Once the initial entity-relationship diagram has been drawn, it is often shown to the stakeholders. Entity-relationship diagrams are easy for non-technical people to understand, especially when guided through the process. This can help identify any errors that have crept in. Part of the reason for modeling is that models are much easier to understand than pages of text, and they are much more likely to be viewed by stakeholders, which reduces the chances of errors slipping through to the next stage, when they may be more difficult to fix.
It is important to remember that there is no one right or wrong answer. The more complex the situation, the more possible designs that will work. Database design is an acquired skill, though, and more experienced designers will have a good idea of what works and of possible problems at a later stage, having gone through the process before.

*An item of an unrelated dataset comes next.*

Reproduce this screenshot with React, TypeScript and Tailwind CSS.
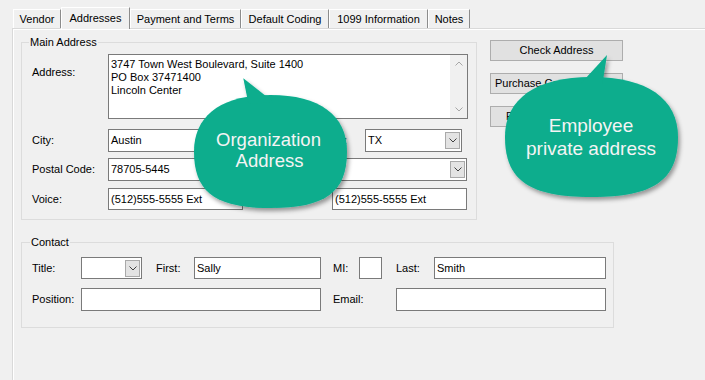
import React from "react";

function Chevron({ up = false, color = "#404040" }: { up?: boolean; color?: string }) {
  return (
    <svg width="8" height="5" viewBox="0 0 8 5" className="block">
      <path
        d={up ? "M0.5 4.5 L4 1 L7.5 4.5" : "M0.5 0.5 L4 4 L7.5 0.5"}
        fill="none"
        stroke={color}
        strokeWidth="1"
      />
    </svg>
  );
}

function DropButton() {
  return (
    <div className="w-[15px] h-[17px] shrink-0 border border-[#a9a9a9] bg-[#e3e3e3] flex items-center justify-center">
      <Chevron />
    </div>
  );
}

function Field({ className, text, drop }: { className: string; text?: string; drop?: boolean }) {
  return (
    <div
      className={`${className} shrink-0 border border-[#7a7a7a] bg-white flex items-center justify-between pl-[2px] pr-[1px]`}
    >
      <span className="whitespace-nowrap">{text}</span>
      {drop && <DropButton />}
    </div>
  );
}

function Tab({ label, className, active }: { label: string; className: string; active?: boolean }) {
  return (
    <div
      className={`${className} shrink-0 flex items-center justify-center border-t border-l border-white border-r border-r-[#8c8c8c] bg-[#f0f0f0] ${
        active ? "h-[22px] -mb-px relative z-10" : "h-[19px]"
      }`}
    >
      {label}
    </div>
  );
}

// rounded bubble: a bit squarer than an ellipse, flatter on the bottom
function blob(cx: number, cy: number, rx: number, ry: number, kt = 0.64, kb = 0.72) {
  const at = kt * rx;
  const bt = kt * ry;
  const ab = kb * rx;
  const bb = kb * ry;
  return `M${cx},${cy - ry} C${cx + at},${cy - ry} ${cx + rx},${cy - bt} ${cx + rx},${cy} C${cx + rx},${cy + bb} ${cx + ab},${cy + ry} ${cx},${cy + ry} C${cx - ab},${cy + ry} ${cx - rx},${cy + bb} ${cx - rx},${cy} C${cx - rx},${cy - bt} ${cx - at},${cy - ry} ${cx},${cy - ry} Z`;
}

function Callouts() {
  const teal = "#08ad8d";
  const txt = "#f4f4f4";
  const ff = "'Liberation Sans', Arial, sans-serif";
  return (
    <svg className="absolute left-0 top-0 w-[705px] h-[380px] pointer-events-none" viewBox="0 0 705 380">
      <defs>
        <filter id="sh" x="-20%" y="-20%" width="140%" height="140%">
          <feDropShadow dx="2" dy="3" stdDeviation="2.2" floodColor="#000" floodOpacity="0.38" />
        </filter>
      </defs>
      <g filter="url(#sh)" fill={teal}>
        <path d={blob(270.5, 151.5, 76.5, 56.5)} />
        <path d="M243.3,78.3 L248.5,104 L273.4,102 Z" />
      </g>
      <g filter="url(#sh)" fill={teal}>
        <path d={blob(591.5, 137, 86.5, 60)} />
        <path d="M607,55 L580.4,84 L602.4,84 Z" />
      </g>
      <g fill={txt} fontFamily={ff} textAnchor="middle">
        <text x="268.5" y="146" fontSize="18.5">Organization</text>
        <text x="269.5" y="167" fontSize="18.5">Address</text>
        <text x="591" y="132" fontSize="19">Employee</text>
        <text x="591" y="155" fontSize="19">private address</text>
      </g>
    </svg>
  );
}

export default function App() {
  return (
    <div className="relative w-[705px] h-[380px] overflow-hidden bg-[#f0f0f0] text-[11px] leading-[13px] text-black font-['Liberation_Sans',Arial,sans-serif] flex flex-col">
      {/* tab strip */}
      <div className="h-[28px] shrink-0 flex items-end pl-[13px]">
        <Tab label="Vendor" className="w-[48px]" />
        <Tab label="Addresses" className="w-[69px]" active />
        <Tab label="Payment and Terms" className="w-[111px]" />
        <Tab label="Default Coding" className="w-[88px]" />
        <Tab label="1099 Information" className="w-[99px]" />
        <Tab label="Notes" className="w-[42px]" />
      </div>

      {/* tab page */}
      <div className="flex-1 ml-[12px] border-t border-l border-[#d9d9d9] shadow-[inset_1px_1px_0_#ffffff] pt-[7px] pl-[8px]">
        <div className="flex gap-[13px]">
          <fieldset className="w-[456px] h-[184px] border border-[#dcdcdc] p-0 m-0">
            <legend className="ml-[7px] px-[1px] leading-[13px]">Main Address</legend>
            <div className="pl-[10px] pt-[5px]">
              <div className="flex">
                <div className="w-[76px] shrink-0 pt-[12px]">Address:</div>
                <div className="w-[360px] h-[65px] shrink-0 border border-[#7a7a7a] bg-white flex">
                  <div className="flex-1 pl-[2px] pt-[3px] whitespace-nowrap">
                    <div>3747 Town West Boulevard, Suite 1400</div>
                    <div>PO Box 37471400</div>
                    <div>Lincoln Center</div>
                  </div>
                  <div className="w-[17px] bg-[#f0f0f0] flex flex-col items-center justify-between py-[6px]">
                    <Chevron up color="#a6a6a6" />
                    <Chevron color="#a6a6a6" />
                  </div>
                </div>
              </div>

              <div className="flex items-center mt-[10px]">
                <div className="w-[76px] shrink-0">City:</div>
                <Field className="w-[193px] h-[23px]" text="Austin" />
                <div className="w-[64px] shrink-0 text-right pr-[18px]">State:</div>
                <Field className="w-[97px] h-[23px]" text="TX" drop />
              </div>

              <div className="flex items-center mt-[6px]">
                <div className="w-[76px] shrink-0">Postal Code:</div>
                <Field className="w-[135px] h-[23px]" text="78705-5445" />
                <div className="w-[89px] shrink-0 text-right pr-[14px]">Country:</div>
                <Field className="w-[135px] h-[23px]" text="" drop />
              </div>

              <div className="flex items-center mt-[7px]">
                <div className="w-[76px] shrink-0">Voice:</div>
                <Field className="w-[135px] h-[22px]" text="(512)555-5555 Ext" />
                <div className="w-[89px] shrink-0 text-right pr-[26px]">Fax:</div>
                <Field className="w-[135px] h-[22px]" text="(512)555-5555 Ext" />
              </div>
            </div>
          </fieldset>

          <div className="w-[133px] mt-[4px] flex flex-col gap-[12px]">
            <div className="h-[21px] border border-[#adadad] bg-[#e1e1e1] flex items-center justify-center">
              Check Address
            </div>
            <div className="h-[21px] border border-[#adadad] bg-[#e1e1e1] flex items-center pl-[4px] whitespace-nowrap overflow-hidden">
              Purchase Contact
            </div>
            <div className="h-[21px] border border-[#adadad] bg-[#e1e1e1] flex items-center justify-center whitespace-nowrap overflow-hidden">
              Print Address Labels
            </div>
          </div>
        </div>

        <fieldset className="w-[593px] h-[92px] mt-[16px] border border-[#dcdcdc] p-0 m-0">
          <legend className="ml-[8px] px-[1px] leading-[13px]">Contact</legend>
          <div className="pl-[10px] pt-[8px]">
            <div className="flex items-center">
              <div className="w-[49px] shrink-0">Title:</div>
              <Field className="w-[61px] h-[22px]" text="" drop />
              <div className="w-[38px] shrink-0 ml-[14px]">First:</div>
              <Field className="w-[127px] h-[22px]" text="Sally" />
              <div className="w-[26px] shrink-0 ml-[12px]">MI:</div>
              <Field className="w-[23px] h-[22px]" text="" />
              <div className="w-[38px] shrink-0 ml-[14px]">Last:</div>
              <Field className="w-[172px] h-[22px]" text="Smith" />
            </div>
            <div className="flex items-center mt-[9px]">
              <div className="w-[49px] shrink-0">Position:</div>
              <Field className="w-[240px] h-[23px]" text="" />
              <div className="w-[63px] shrink-0 ml-[12px]">Email:</div>
              <Field className="w-[210px] h-[23px]" text="" />
            </div>
          </div>
        </fieldset>
      </div>

      <Callouts />
    </div>
  );
}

Once the diagram has been approved, the next stage is to replace many-to-many relationships with two one-to-many relationships. A DBMS cannot directly implement many-to-many relationships, so they are decomposed into two smaller relationships. To achieve this, you have to create an intersection, or composite entity type. Because intersection entities are less "real-world" than ordinary entities, they are sometimes difficult to name. In this case, you can name them according to the two entities being intersected. For example, you can intersect the many-to-many relationship between student and course by a student-course entity.
The same applies even if the entity is recursive. The person entity that has an M:N relationship "is brother to" also needs an intersection entity. You can come up with a good name for the intersection entity in this case: brother. This entity would contain two fields, one for each person of the brother relationship — in other words, the primary key of the first brother and the primary key of the other brother.